== Data section ==
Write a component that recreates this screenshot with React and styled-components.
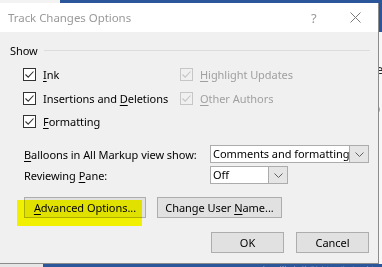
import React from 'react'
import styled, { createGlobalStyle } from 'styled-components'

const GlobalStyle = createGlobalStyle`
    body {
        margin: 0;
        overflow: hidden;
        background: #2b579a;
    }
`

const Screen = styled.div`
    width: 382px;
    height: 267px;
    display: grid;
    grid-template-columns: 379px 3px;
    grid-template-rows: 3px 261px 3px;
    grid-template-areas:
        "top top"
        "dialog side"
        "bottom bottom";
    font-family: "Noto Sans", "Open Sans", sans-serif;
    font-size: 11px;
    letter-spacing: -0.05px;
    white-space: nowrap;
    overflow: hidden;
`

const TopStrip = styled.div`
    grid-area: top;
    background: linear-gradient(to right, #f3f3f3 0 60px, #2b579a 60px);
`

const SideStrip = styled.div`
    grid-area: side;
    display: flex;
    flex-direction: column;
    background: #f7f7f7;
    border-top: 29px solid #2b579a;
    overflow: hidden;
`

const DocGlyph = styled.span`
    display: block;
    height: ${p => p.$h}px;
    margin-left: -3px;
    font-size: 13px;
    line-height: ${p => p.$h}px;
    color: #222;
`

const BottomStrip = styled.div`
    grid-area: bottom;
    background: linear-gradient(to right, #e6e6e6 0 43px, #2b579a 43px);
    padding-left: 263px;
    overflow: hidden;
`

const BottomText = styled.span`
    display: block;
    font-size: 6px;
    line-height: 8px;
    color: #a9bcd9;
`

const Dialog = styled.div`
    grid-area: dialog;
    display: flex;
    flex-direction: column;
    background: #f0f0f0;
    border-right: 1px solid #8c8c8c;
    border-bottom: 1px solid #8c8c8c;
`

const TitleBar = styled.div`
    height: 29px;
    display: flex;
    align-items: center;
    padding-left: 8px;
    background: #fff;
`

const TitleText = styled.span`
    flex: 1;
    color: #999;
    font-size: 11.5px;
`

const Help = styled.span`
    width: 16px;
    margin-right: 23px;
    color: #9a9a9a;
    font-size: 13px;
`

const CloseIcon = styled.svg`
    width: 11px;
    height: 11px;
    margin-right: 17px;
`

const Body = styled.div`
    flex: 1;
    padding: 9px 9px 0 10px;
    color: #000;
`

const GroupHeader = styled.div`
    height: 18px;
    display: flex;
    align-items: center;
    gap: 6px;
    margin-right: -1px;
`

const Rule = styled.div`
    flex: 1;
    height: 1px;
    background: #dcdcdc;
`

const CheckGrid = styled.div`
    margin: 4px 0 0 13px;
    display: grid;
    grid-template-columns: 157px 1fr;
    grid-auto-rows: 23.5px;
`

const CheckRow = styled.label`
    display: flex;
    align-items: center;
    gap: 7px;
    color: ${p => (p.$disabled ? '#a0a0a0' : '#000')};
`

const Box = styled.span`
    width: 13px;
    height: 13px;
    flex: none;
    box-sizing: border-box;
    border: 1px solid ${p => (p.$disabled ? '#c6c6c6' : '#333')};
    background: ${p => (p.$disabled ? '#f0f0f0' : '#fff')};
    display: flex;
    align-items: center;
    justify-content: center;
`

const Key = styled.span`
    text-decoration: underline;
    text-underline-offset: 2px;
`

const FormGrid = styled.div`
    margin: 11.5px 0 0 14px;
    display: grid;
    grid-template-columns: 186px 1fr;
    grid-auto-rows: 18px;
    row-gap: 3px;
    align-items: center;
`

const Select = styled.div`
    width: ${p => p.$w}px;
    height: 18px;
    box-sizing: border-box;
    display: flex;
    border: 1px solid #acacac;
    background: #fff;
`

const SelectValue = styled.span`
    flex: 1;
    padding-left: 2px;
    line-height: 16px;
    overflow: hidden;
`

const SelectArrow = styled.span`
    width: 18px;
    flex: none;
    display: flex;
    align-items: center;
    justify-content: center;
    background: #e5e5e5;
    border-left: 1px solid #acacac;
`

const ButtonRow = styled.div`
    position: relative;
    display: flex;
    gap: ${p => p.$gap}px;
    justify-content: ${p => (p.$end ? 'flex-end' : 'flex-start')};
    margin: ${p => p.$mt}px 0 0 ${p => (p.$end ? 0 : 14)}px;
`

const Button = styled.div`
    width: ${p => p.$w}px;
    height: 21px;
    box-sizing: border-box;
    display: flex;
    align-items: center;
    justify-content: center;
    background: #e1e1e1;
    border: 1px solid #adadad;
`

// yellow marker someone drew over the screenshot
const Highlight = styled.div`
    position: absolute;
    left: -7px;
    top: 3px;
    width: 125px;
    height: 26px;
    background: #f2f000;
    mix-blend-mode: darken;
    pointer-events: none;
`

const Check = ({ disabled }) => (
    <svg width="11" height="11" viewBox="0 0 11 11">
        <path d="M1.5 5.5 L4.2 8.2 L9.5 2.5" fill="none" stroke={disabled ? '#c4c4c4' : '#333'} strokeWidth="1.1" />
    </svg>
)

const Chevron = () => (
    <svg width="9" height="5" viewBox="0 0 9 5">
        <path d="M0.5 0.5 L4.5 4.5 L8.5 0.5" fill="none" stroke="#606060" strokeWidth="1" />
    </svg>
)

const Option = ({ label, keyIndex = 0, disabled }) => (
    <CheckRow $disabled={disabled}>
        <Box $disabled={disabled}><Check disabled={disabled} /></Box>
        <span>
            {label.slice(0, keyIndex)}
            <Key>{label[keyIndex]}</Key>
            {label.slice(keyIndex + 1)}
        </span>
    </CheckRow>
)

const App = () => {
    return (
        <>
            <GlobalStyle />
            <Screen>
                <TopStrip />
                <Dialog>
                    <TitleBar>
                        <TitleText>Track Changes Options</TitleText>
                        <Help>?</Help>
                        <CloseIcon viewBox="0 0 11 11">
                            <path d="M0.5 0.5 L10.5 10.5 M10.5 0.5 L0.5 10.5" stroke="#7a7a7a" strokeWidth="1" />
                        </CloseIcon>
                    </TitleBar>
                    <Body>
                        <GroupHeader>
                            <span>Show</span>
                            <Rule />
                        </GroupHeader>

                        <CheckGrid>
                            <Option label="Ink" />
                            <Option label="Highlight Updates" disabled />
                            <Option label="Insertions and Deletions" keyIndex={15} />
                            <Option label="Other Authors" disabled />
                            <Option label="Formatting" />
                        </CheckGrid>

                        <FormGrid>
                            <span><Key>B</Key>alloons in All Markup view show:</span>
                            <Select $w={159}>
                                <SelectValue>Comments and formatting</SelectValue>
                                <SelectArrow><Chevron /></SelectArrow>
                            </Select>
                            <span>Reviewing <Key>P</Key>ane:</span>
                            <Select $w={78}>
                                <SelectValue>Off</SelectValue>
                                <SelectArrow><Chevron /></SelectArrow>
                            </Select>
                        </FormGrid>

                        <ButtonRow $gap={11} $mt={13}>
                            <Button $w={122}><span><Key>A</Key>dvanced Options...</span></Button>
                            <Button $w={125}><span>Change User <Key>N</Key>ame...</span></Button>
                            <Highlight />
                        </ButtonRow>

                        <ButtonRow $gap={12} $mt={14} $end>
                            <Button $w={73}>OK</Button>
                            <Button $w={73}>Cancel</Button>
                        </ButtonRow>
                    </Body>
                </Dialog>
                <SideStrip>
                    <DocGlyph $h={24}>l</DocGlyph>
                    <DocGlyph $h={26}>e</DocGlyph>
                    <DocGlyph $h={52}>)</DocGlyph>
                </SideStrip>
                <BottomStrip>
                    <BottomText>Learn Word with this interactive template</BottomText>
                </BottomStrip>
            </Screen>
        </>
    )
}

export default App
===
**Objective**
Word for word, quote the lines above. Omit the pictures.

**Result below**
Write a component that recreates this screenshot with React and styled-components.
import React from 'react'
import styled, { createGlobalStyle } from 'styled-components'

const GlobalStyle = createGlobalStyle`
    body {
        margin: 0;
        overflow: hidden;
        background: #2b579a;
    }
`

const Screen = styled.div`
    width: 382px;
    height: 267px;
    display: grid;
    grid-template-columns: 379px 3px;
    grid-template-rows: 3px 261px 3px;
    grid-template-areas:
        "top top"
        "dialog side"
        "bottom bottom";
    font-family: "Noto Sans", "Open Sans", sans-serif;
    font-size: 11px;
    letter-spacing: -0.05px;
    white-space: nowrap;
    overflow: hidden;
`

const TopStrip = styled.div`
    grid-area: top;
    background: linear-gradient(to right, #f3f3f3 0 60px, #2b579a 60px);
`

const SideStrip = styled.div`
    grid-area: side;
    display: flex;
    flex-direction: column;
    background: #f7f7f7;
    border-top: 29px solid #2b579a;
    overflow: hidden;
`

const DocGlyph = styled.span`
    display: block;
    height: ${p => p.$h}px;
    margin-left: -3px;
    font-size: 13px;
    line-height: ${p => p.$h}px;
    color: #222;
`

const BottomStrip = styled.div`
    grid-area: bottom;
    background: linear-gradient(to right, #e6e6e6 0 43px, #2b579a 43px);
    padding-left: 263px;
    overflow: hidden;
`

const BottomText = styled.span`
    display: block;
    font-size: 6px;
    line-height: 8px;
    color: #a9bcd9;
`

const Dialog = styled.div`
    grid-area: dialog;
    display: flex;
    flex-direction: column;
    background: #f0f0f0;
    border-right: 1px solid #8c8c8c;
    border-bottom: 1px solid #8c8c8c;
`

const TitleBar = styled.div`
    height: 29px;
    display: flex;
    align-items: center;
    padding-left: 8px;
    background: #fff;
`

const TitleText = styled.span`
    flex: 1;
    color: #999;
    font-size: 11.5px;
`

const Help = styled.span`
    width: 16px;
    margin-right: 23px;
    color: #9a9a9a;
    font-size: 13px;
`

const CloseIcon = styled.svg`
    width: 11px;
    height: 11px;
    margin-right: 17px;
`

const Body = styled.div`
    flex: 1;
    padding: 9px 9px 0 10px;
    color: #000;
`

const GroupHeader = styled.div`
    height: 18px;
    display: flex;
    align-items: center;
    gap: 6px;
    margin-right: -1px;
`

const Rule = styled.div`
    flex: 1;
    height: 1px;
    background: #dcdcdc;
`

const CheckGrid = styled.div`
    margin: 4px 0 0 13px;
    display: grid;
    grid-template-columns: 157px 1fr;
    grid-auto-rows: 23.5px;
`

const CheckRow = styled.label`
    display: flex;
    align-items: center;
    gap: 7px;
    color: ${p => (p.$disabled ? '#a0a0a0' : '#000')};
`

const Box = styled.span`
    width: 13px;
    height: 13px;
    flex: none;
    box-sizing: border-box;
    border: 1px solid ${p => (p.$disabled ? '#c6c6c6' : '#333')};
    background: ${p => (p.$disabled ? '#f0f0f0' : '#fff')};
    display: flex;
    align-items: center;
    justify-content: center;
`

const Key = styled.span`
    text-decoration: underline;
    text-underline-offset: 2px;
`

const FormGrid = styled.div`
    margin: 11.5px 0 0 14px;
    display: grid;
    grid-template-columns: 186px 1fr;
    grid-auto-rows: 18px;
    row-gap: 3px;
    align-items: center;
`

const Select = styled.div`
    width: ${p => p.$w}px;
    height: 18px;
    box-sizing: border-box;
    display: flex;
    border: 1px solid #acacac;
    background: #fff;
`

const SelectValue = styled.span`
    flex: 1;
    padding-left: 2px;
    line-height: 16px;
    overflow: hidden;
`

const SelectArrow = styled.span`
    width: 18px;
    flex: none;
    display: flex;
    align-items: center;
    justify-content: center;
    background: #e5e5e5;
    border-left: 1px solid #acacac;
`

const ButtonRow = styled.div`
    position: relative;
    display: flex;
    gap: ${p => p.$gap}px;
    justify-content: ${p => (p.$end ? 'flex-end' : 'flex-start')};
    margin: ${p => p.$mt}px 0 0 ${p => (p.$end ? 0 : 14)}px;
`

const Button = styled.div`
    width: ${p => p.$w}px;
    height: 21px;
    box-sizing: border-box;
    display: flex;
    align-items: center;
    justify-content: center;
    background: #e1e1e1;
    border: 1px solid #adadad;
`

// yellow marker someone drew over the screenshot
const Highlight = styled.div`
    position: absolute;
    left: -7px;
    top: 3px;
    width: 125px;
    height: 26px;
    background: #f2f000;
    mix-blend-mode: darken;
    pointer-events: none;
`

const Check = ({ disabled }) => (
    <svg width="11" height="11" viewBox="0 0 11 11">
        <path d="M1.5 5.5 L4.2 8.2 L9.5 2.5" fill="none" stroke={disabled ? '#c4c4c4' : '#333'} strokeWidth="1.1" />
    </svg>
)

const Chevron = () => (
    <svg width="9" height="5" viewBox="0 0 9 5">
        <path d="M0.5 0.5 L4.5 4.5 L8.5 0.5" fill="none" stroke="#606060" strokeWidth="1" />
    </svg>
)

const Option = ({ label, keyIndex = 0, disabled }) => (
    <CheckRow $disabled={disabled}>
        <Box $disabled={disabled}><Check disabled={disabled} /></Box>
        <span>
            {label.slice(0, keyIndex)}
            <Key>{label[keyIndex]}</Key>
            {label.slice(keyIndex + 1)}
        </span>
    </CheckRow>
)

const App = () => {
    return (
        <>
            <GlobalStyle />
            <Screen>
                <TopStrip />
                <Dialog>
                    <TitleBar>
                        <TitleText>Track Changes Options</TitleText>
                        <Help>?</Help>
                        <CloseIcon viewBox="0 0 11 11">
                            <path d="M0.5 0.5 L10.5 10.5 M10.5 0.5 L0.5 10.5" stroke="#7a7a7a" strokeWidth="1" />
                        </CloseIcon>
                    </TitleBar>
                    <Body>
                        <GroupHeader>
                            <span>Show</span>
                            <Rule />
                        </GroupHeader>

                        <CheckGrid>
                            <Option label="Ink" />
                            <Option label="Highlight Updates" disabled />
                            <Option label="Insertions and Deletions" keyIndex={15} />
                            <Option label="Other Authors" disabled />
                            <Option label="Formatting" />
                        </CheckGrid>

                        <FormGrid>
                            <span><Key>B</Key>alloons in All Markup view show:</span>
                            <Select $w={159}>
                                <SelectValue>Comments and formatting</SelectValue>
                                <SelectArrow><Chevron /></SelectArrow>
                            </Select>
                            <span>Reviewing <Key>P</Key>ane:</span>
                            <Select $w={78}>
                                <SelectValue>Off</SelectValue>
                                <SelectArrow><Chevron /></SelectArrow>
                            </Select>
                        </FormGrid>

                        <ButtonRow $gap={11} $mt={13}>
                            <Button $w={122}><span><Key>A</Key>dvanced Options...</span></Button>
                            <Button $w={125}><span>Change User <Key>N</Key>ame...</span></Button>
                            <Highlight />
                        </ButtonRow>

                        <ButtonRow $gap={12} $mt={14} $end>
                            <Button $w={73}>OK</Button>
                            <Button $w={73}>Cancel</Button>
                        </ButtonRow>
                    </Body>
                </Dialog>
                <SideStrip>
                    <DocGlyph $h={24}>l</DocGlyph>
                    <DocGlyph $h={26}>e</DocGlyph>
                    <DocGlyph $h={52}>)</DocGlyph>
                </SideStrip>
                <BottomStrip>
                    <BottomText>Learn Word with this interactive template</BottomText>
                </BottomStrip>
            </Screen>
        </>
    )
}

export default App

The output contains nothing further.